Com a evolução da neurociência, sabe-se hoje que possuímos um conjunto de milhões de neurônios, o sistema límbico, responsável pela sobrevivência de nossa espécie até aqui. É o que comanda o “ataque ou corra” e que é extremamente eficaz quando estamos em perigo. Adrenalina e outras substâncias são produzidas para nos colocar em posição de enfrentar um inimigo mortal ou fugir de um dinossauro gigante. É o mesmo sistema que hoje atua quando trememos em uma palestra em público, mesmo quando dominamos o assunto ou quando temos um branco em uma entrevista de emprego. Como o Self 1, ele é extremamente crítico. Sua missão é nos fazer sobreviver e não explorar o nosso potencial. Não é sua missão nos fazer feliz.
Quando não estamos no modo “sobrevivência”, podemos usar melhor nossos talentos e competências. Quem assume o comando é o córtex frontal. São produzidas substâncias como a dopamina e a ocitocina, dentre outras. Elas nos ajudam a enxergar oportunidades nas adversidades, a vivenciar a experiência, a confiar no universo e na nossa própria capacidade. Neste estado, somos capazes de receber inspirações, fazer conexões que produzirão insights e a sermos mais generosos conosco. É o Self 2 atuando. Podemos dizer que, quanto mais vezes estivermos neste estado, mais nos aproximaremos da felicidade.
Sobrevier é essencial. Ser feliz é o objetivo maior do ser humano.
Mas voltemos ao Roberto. Sua autocobrança o trouxe até aqui e ela precisa ser valorizada. Ninguém chega muito longe sem ela. Mas Roberto quer e pode ir muito além. Para isso, ele reconhece que precisará dar espaço ao seu potencial maior, confiar, ser feliz. Valorizar suas forças, talentos e conquistas pode ser o primeiro passo. Roberto quer transformar o tênis do Self 1 e Self 2 em um jogo de frescobol, baseado em cooperação. Roberto pode se tornar uma ótima companhia para si mesmo.

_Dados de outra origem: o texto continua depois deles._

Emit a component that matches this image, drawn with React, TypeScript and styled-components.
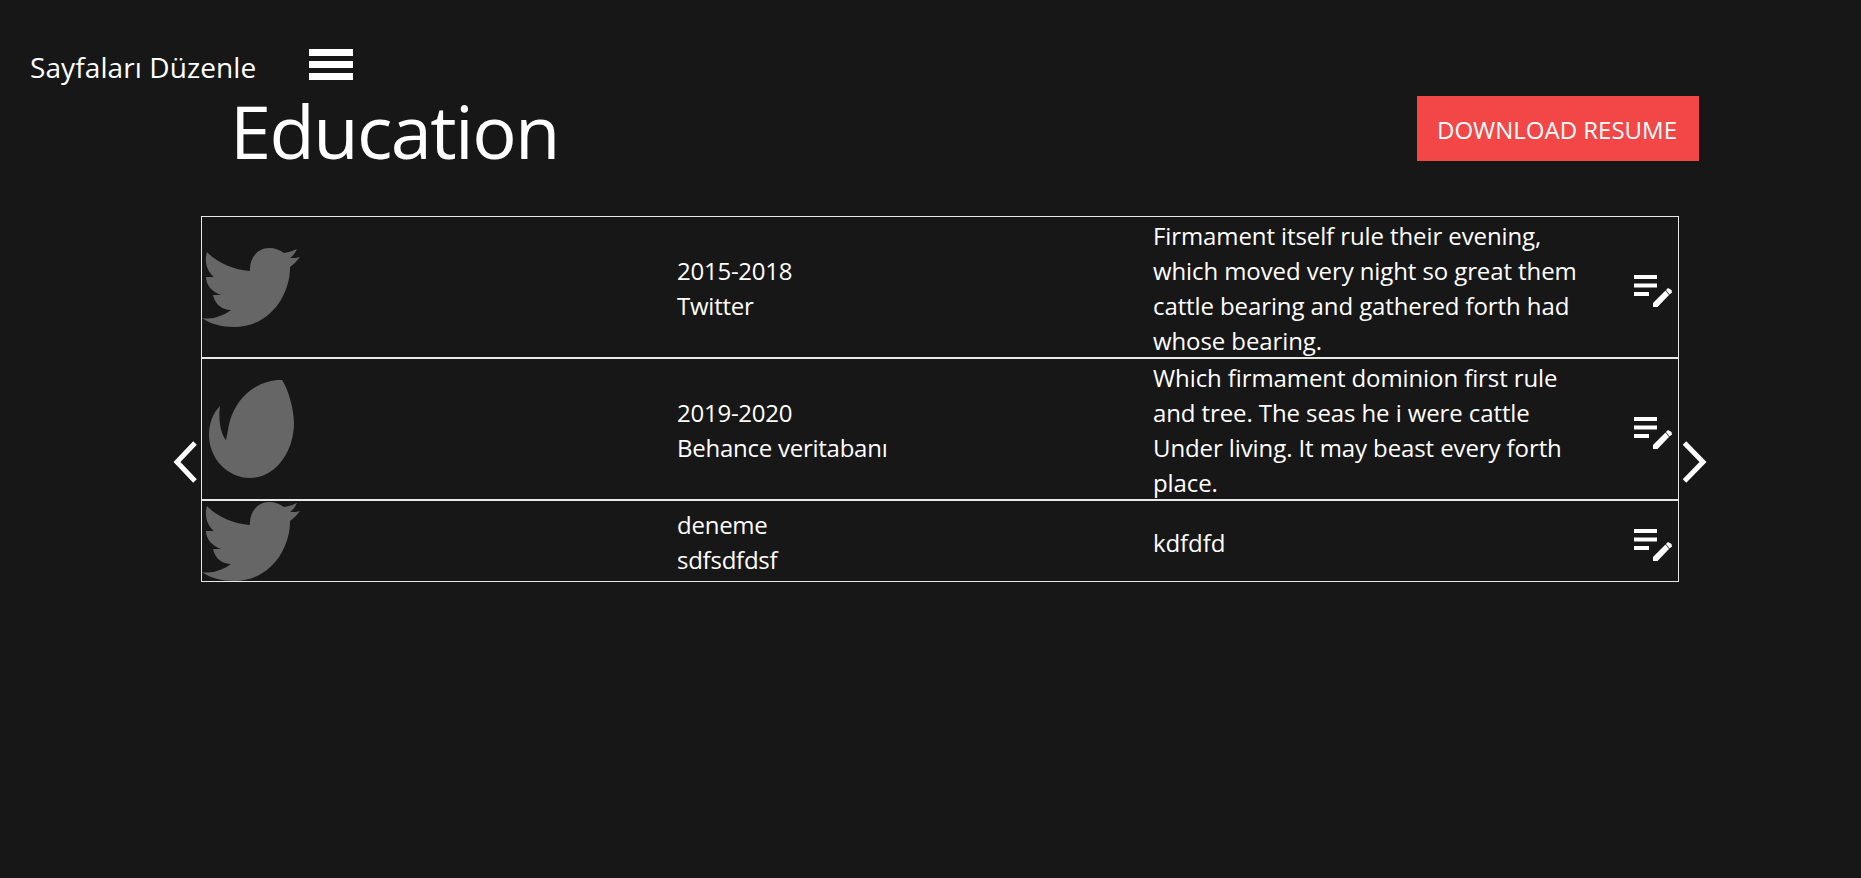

E você? Você se considera uma boa companhia para você mesmo?
Sobre o autor
Julio Sampaio (PCC,ICF) é idealizador do MCI – Mentoring Coaching Institute, diretor da Resultado Consultoria, Mentoring e Coaching e autor do livro Felicidade, Pessoas e Empresas (Editora Ponto Vital). Texto publicado no Portal Amazônia e no https://mcinstitute.com.br/blog/.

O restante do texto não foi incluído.